- The Washington Times - Tuesday, January 6, 2015

The severe injuries that kept Sen. Harry Reid from attending his demotion from majority leader also have left him looking like he’d been thrown “though the windshield of a car,” Senate Minority Whip Richard J. Durbin said.

“He’s pretty banged up,” Mr. Durbin, Illinois Democrat, told reporters Tuesday after he had to stand in for Mr. Reid at the opening of the Senate session and swearing in of members.

Mr. Reid’s office announced earlier in the day that the Nevada Democrat would not attend the ceremonies of the first day of Congress because his doctor ordered him to remain home while recovering from injuries sustained last week while exercising.
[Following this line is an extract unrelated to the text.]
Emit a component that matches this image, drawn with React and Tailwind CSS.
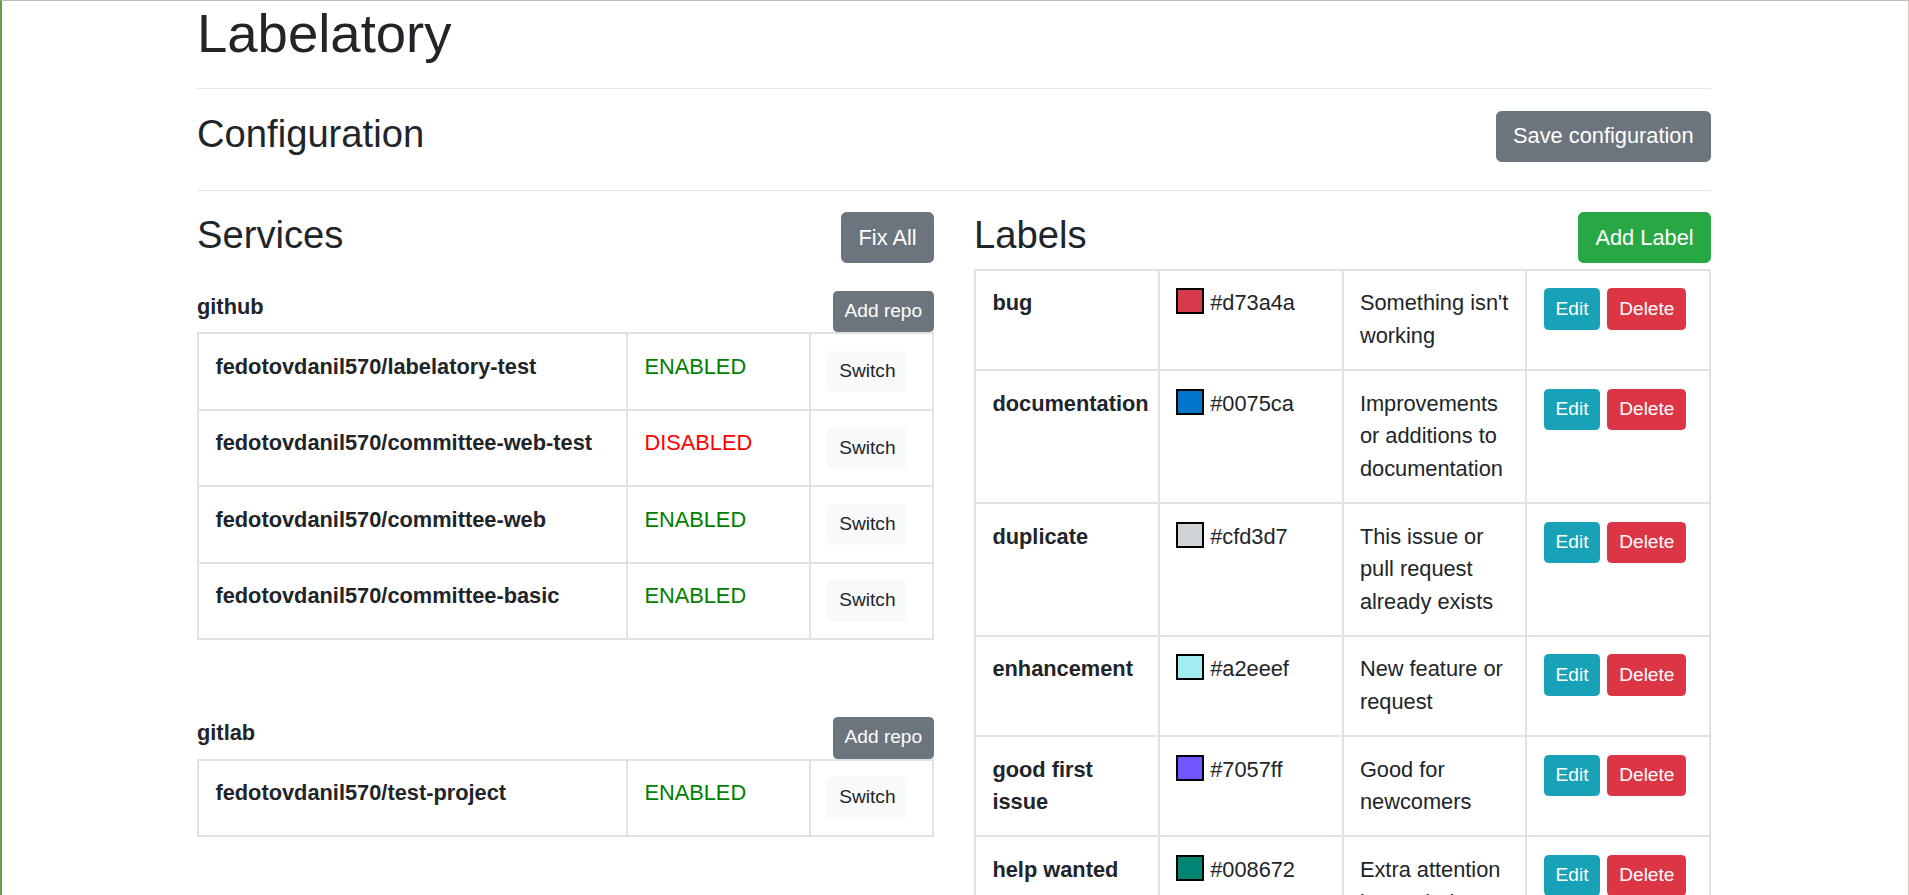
import React from "react";

// Bootstrap-ish page rendered at ~136% zoom, so every size is rem * 21.8px
const btn = "inline-block border rounded-[5.5px] px-[16.4px] py-[8.2px] text-[21.8px] leading-[32.7px] whitespace-nowrap";
const btnSm = "inline-block border rounded-[4.4px] px-[10.9px] py-[5.5px] text-[19.1px] leading-[28.6px] whitespace-nowrap";

const services = [
  {
    name: "github",
    repos: [
      { repo: "fedotovdanil570/labelatory-test", on: true },
      { repo: "fedotovdanil570/committee-web-test", on: false },
      { repo: "fedotovdanil570/committee-web", on: true },
      { repo: "fedotovdanil570/committee-basic", on: true },
    ],
  },
  {
    name: "gitlab",
    repos: [{ repo: "fedotovdanil570/test-project", on: true }],
  },
];

const labels = [
  { name: "bug", color: "#d73a4a", desc: "Something isn't working" },
  { name: "documentation", color: "#0075ca", desc: "Improvements or additions to documentation" },
  { name: "duplicate", color: "#cfd3d7", desc: "This issue or pull request already exists" },
  { name: "enhancement", color: "#a2eeef", desc: "New feature or request" },
  { name: "good first issue", color: "#7057ff", desc: "Good for newcomers" },
  { name: "help wanted", color: "#008672", desc: "Extra attention is needed" },
  { name: "invalid", color: "#e4e669", desc: "This doesn't seem right" },
  { name: "question", color: "#d876e3", desc: "Further information is requested" },
  { name: "wontfix", color: "#ffffff", desc: "This will not be worked on" },
];

const td = "border-2 border-[#dee2e6] px-[16.4px] py-[16.4px] align-top";

function SectionHead({ title, children }) {
  return (
    <div className="flex justify-between items-start">
      <h3 className="text-[38.2px] leading-[45.8px] font-normal mb-[10.9px]">{title}</h3>
      {children}
    </div>
  );
}

function Service({ service, className }) {
  return (
    <div className={className}>
      <div className="flex justify-between items-start">
        <span className="font-bold">{service.name}</span>
        <button className={`${btnSm} bg-[#6c757d] border-[#6c757d] text-white`}>Add repo</button>
      </div>
      <table className="w-full table-fixed border-collapse">
        <colgroup>
          <col className="w-[429px]" />
          <col className="w-[183px]" />
          <col className="w-[123px]" />
        </colgroup>
        <tbody>
          {service.repos.map((r) => (
            <tr key={r.repo}>
              <td className={`${td} font-bold`}>{r.repo}</td>
              <td className={`${td} ${r.on ? "text-[#008000]" : "text-[#ff0000]"}`}>
                {r.on ? "ENABLED" : "DISABLED"}
              </td>
              <td className={td}>
                <button className={`${btnSm} block bg-[#f8f9fa] border-[#f8f9fa] text-[#212529]`}>Switch</button>
              </td>
            </tr>
          ))}
        </tbody>
      </table>
    </div>
  );
}

export default function App() {
  return (
    <div
      className="h-[895px] overflow-hidden bg-white text-[#212529] text-[21.8px] leading-[32.7px] border-t border-t-[#bdbdbd] border-l-2 border-l-[#6f9a4a] border-r border-r-[#cfc6bd]"
      style={{ fontFamily: '"Liberation Sans", Arial, sans-serif' }}
    >
      <div className="w-[1514px] ml-[195px]">
        <h1 className="text-[54.5px] leading-[65.5px] font-normal">Labelatory</h1>
        <hr className="mt-[21.8px] mb-[21.8px] border-t border-[#e6e6e6]" />

        <SectionHead title="Configuration">
          <button className={`${btn} bg-[#6c757d] border-[#6c757d] text-white`}>Save configuration</button>
        </SectionHead>
        <hr className="mt-[21.8px] mb-[21.8px] border-t border-[#e6e6e6]" />

        <div className="grid grid-cols-[737px_737px] gap-x-[40px]">
          <div>
            <SectionHead title="Services">
              <button className={`${btn} bg-[#6c757d] border-[#6c757d] text-white`}>Fix All</button>
            </SectionHead>
            <Service service={services[0]} className="mt-[21.8px]" />
            <Service service={services[1]} className="mt-[77px]" />
          </div>

          <div>
            <SectionHead title="Labels">
              <button className={`${btn} bg-[#28a745] border-[#28a745] text-white`}>Add Label</button>
            </SectionHead>
            <table className="w-full table-fixed border-collapse">
              <tbody>
                {labels.map((l) => (
                  <tr key={l.name}>
                    <td className={`${td} font-bold`}>{l.name}</td>
                    <td className={td}>
                      <div className="flex items-start gap-[6px]">
                        <span
                          className="inline-block w-[28px] h-[26px] mt-[1px] border-2 border-black shrink-0"
                          style={{ backgroundColor: l.color }}
                        />
                        <span>{l.color}</span>
                      </div>
                    </td>
                    <td className={td}>{l.desc}</td>
                    <td className={td}>
                      <div className="flex gap-[7px] pt-[1px]">
                        <button className={`${btnSm} bg-[#17a2b8] border-[#17a2b8] text-white`}>Edit</button>
                        <button className={`${btnSm} bg-[#dc3545] border-[#dc3545] text-white`}>Delete</button>
                      </div>
                    </td>
                  </tr>
                ))}
              </tbody>
            </table>
          </div>
        </div>
      </div>
    </div>
  );
}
“The right side of his face is pretty badly beaten with a lot of broken bones and bruising and discolorations, and then add three or four broken ribs to it,” Mr. Durbin said. “Imagine going through the windshield of a car.”
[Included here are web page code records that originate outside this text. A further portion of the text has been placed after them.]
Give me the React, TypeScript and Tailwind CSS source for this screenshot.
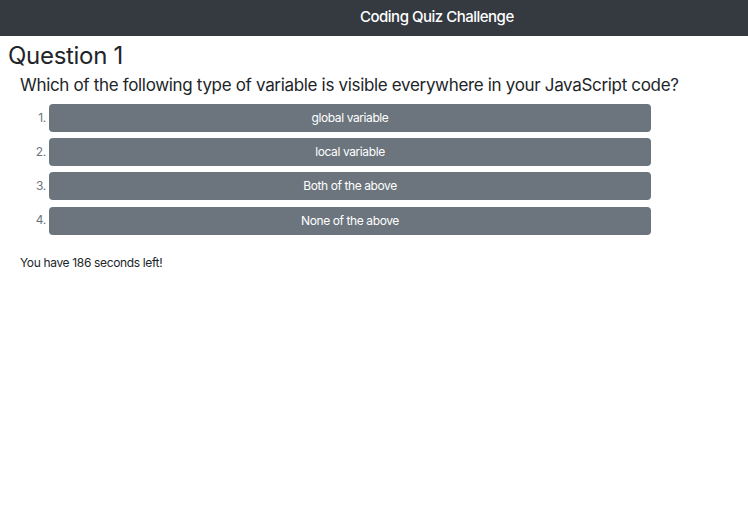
import React from "react";

const answers = ["global variable", "local variable", "Both of the above", "None of the above"];

export default function App() {
  return (
    <div className="min-h-[528px] w-[748px] bg-white text-[#212529]" style={{ fontFamily: "Inter, 'Liberation Sans', sans-serif" }}>
      <nav className="h-[36px] bg-[#343a40] flex items-center">
        <div className="pl-[360px] pb-[2px] text-white text-[15px] font-medium tracking-[-0.5px]">Coding Quiz Challenge</div>
      </nav>
      <div className="pl-[8px] pt-[5px]">
        <h2 className="text-[24px] leading-[29px] font-normal tracking-[-0.3px]">Question 1</h2>
        <div className="pl-[12px]">
          <p className="text-[17px] leading-[22px] mt-[4px] tracking-[-0.33px]">Which of the following type of variable is visible everywhere in your JavaScript code?</p>
          <ol className="mt-[8px] flex flex-col gap-[6.2px]">
            {answers.map((a, i) => (
              <li key={a} className="flex items-center">
                <span className="w-[29px] text-right pr-[3px] pb-[1px] text-[12px] leading-[14px] text-[#6c757d] tracking-[-0.3px]">{i + 1}.</span>
                <button className="w-[602px] h-[28px] rounded-[4px] bg-[#6c757d] text-white text-[12px] tracking-[-0.4px]">{a}</button>
              </li>
            ))}
          </ol>
          <p className="mt-[20px] text-[12px] leading-[16px] tracking-[-0.35px]">You have 186 seconds left!</p>
        </div>
      </div>
    </div>
  );
}
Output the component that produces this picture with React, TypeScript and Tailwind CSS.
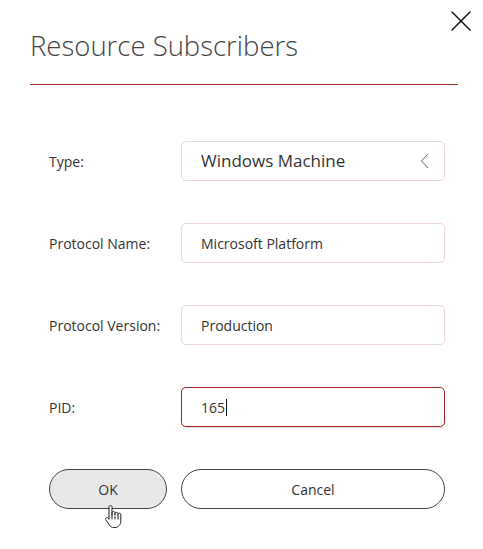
import { X } from "lucide-react";

const fieldBox =
	"flex h-[40px] w-[264px] shrink-0 items-center rounded-[5px] border bg-white pl-[19px] pr-[14px]";

function Row({
	label,
	children,
	className = "",
}: {
	label: string;
	children: React.ReactNode;
	className?: string;
}) {
	return (
		<div className={`flex items-center ${className}`}>
			<label className="w-[132px] shrink-0 text-[14px] text-[#333]">{label}</label>
			{children}
		</div>
	);
}

function HandCursor() {
	return (
		<svg
			className="absolute left-[104px] top-[504px]"
			width="20"
			height="26"
			viewBox="0 0 20 26"
		>
			<path
				d="M6.5 1.5c.9 0 1.5.6 1.5 1.5v8.5V9c0-.9.6-1.5 1.5-1.5S11 8.1 11 9v2V9.8c0-.9.6-1.5 1.5-1.5s1.5.6 1.5 1.5v1.7-1c0-.9.6-1.4 1.4-1.4.8 0 1.4.6 1.4 1.4v6.5c0 3.5-2.3 6.5-5.8 6.5H9.8c-2 0-3.3-.9-4.4-2.5L1.8 15.8c-.5-.7-.3-1.6.3-2 .7-.5 1.6-.3 2.1.3L5 15.3V3c0-.9.6-1.5 1.5-1.5z"
				fill="#fff"
				stroke="#222"
				strokeWidth="1"
				strokeLinejoin="round"
			/>
			<path d="M8 11.5v4M11 11.5v4M14 11.5v4" stroke="#222" strokeWidth="1" />
		</svg>
	);
}

export default function App() {
	return (
		<div
			className="relative h-[549px] w-[483px] overflow-hidden bg-white"
			style={{ fontFamily: '"Open Sans", "Noto Sans", sans-serif' }}
		>
			<button className="absolute left-[443px] top-[3px] text-[#111]">
				<X size={36} strokeWidth={1} />
			</button>

			<div className="px-[30px] pt-[27px]">
				<h1 className="text-[27.5px] font-light leading-[38px] text-[#444]">
					Resource Subscribers
				</h1>
				<div className="mt-[19px] h-px w-[428px] bg-[#9b2a2c]" />
			</div>

			<form className="pl-[49px] pt-[56px]">
				<Row label="Type:">
					<div className={`${fieldBox} justify-between border-[#ecd6d8]`}>
						<span className="text-[17px] text-[#333]">Windows Machine</span>
						<svg width="10" height="16" viewBox="0 0 10 16">
							<path d="M8 1 1.5 8 8 15" fill="none" stroke="#666" strokeWidth="1" />
						</svg>
					</div>
				</Row>
				<Row label="Protocol Name:" className="mt-[42px]">
					<div className={`${fieldBox} border-[#ecd6d8]`}>
						<span className="text-[14px] text-[#333]">Microsoft Platform</span>
					</div>
				</Row>
				<Row label="Protocol Version:" className="mt-[42px]">
					<div className={`${fieldBox} border-[#ecd6d8]`}>
						<span className="text-[14px] text-[#333]">Production</span>
					</div>
				</Row>
				<Row label="PID:" className="mt-[42px]">
					<div
						className={`${fieldBox} border-[#a4262c] shadow-[0_1px_2px_rgba(0,0,0,0.15)]`}
					>
						<span className="text-[14px] text-[#333]">165</span>
						<span className="ml-px h-[17px] w-px bg-[#111]" />
					</div>
				</Row>

				<div className="mt-[42px] flex gap-[14px]">
					<button
						type="button"
						className="h-[40px] w-[118px] shrink-0 rounded-full border border-[#444] bg-[#e8e8e8] text-[14px] text-[#333]"
					>
						OK
					</button>
					<button
						type="button"
						className="h-[40px] w-[264px] shrink-0 rounded-full border border-[#444] bg-white text-[14px] text-[#333]"
					>
						Cancel
					</button>
				</div>
			</form>

			<HandCursor />
		</div>
	);
}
Mr. Durbin provided new details about the accident, explaining that Mr. Reid was thrown “like a slingshot” when an elastic band that he used to exercise broke.

“He set up in his home … an exercise routine involving straps that you stretch. So he was stretching the straps and one broke and tossed him like a slingshot against a cabinet — built-in cabinets. He crashed into it with his face and the side of his body,” he said.

Mr. Durbin described the accident scene as “lots of blood.”

He said he didn’t know when Mr. Reid would return to the Capitol.

Mr. Reid flew from Nevada to Washington a few days ago. Mr. Durbin and other Senate Democratic leaders met with him Monday.

Mr. Reid posted a photo on Twitter showing him meeting with his leadership team. The dark photo shows him sitting in a chair with a bandage across his forehead and eye, speaking with Mr. Durbin and Sens. Patty Murray and Charles E. Schumer.

Mr. Durbin said he also talked to Mr. Reid on Tuesday morning and was “pleasantly surprised” by his improved condition.

“He has made substantial progress in a short period of time,” Mr. Durbin said. “He’s lucid, on his game and he was completely engaged when it came to issues and debate that we are now facing. Of course, he’s been ordered by a doctor to rest and have as little exercise and exertion as possible until he is healed more.”

As the Senate convened for the new Congress, Mr. Reid had faced a difficult day, having to give up the majority leader post he held for eight years. He led his party to disastrous defeats in last year’s elections, but Democrats re-elected him as their leader, giving him a chance to try to right the ship in time for 2016, when he himself is also up for re-election.

The Senate only had ceremonial duties scheduled for the day.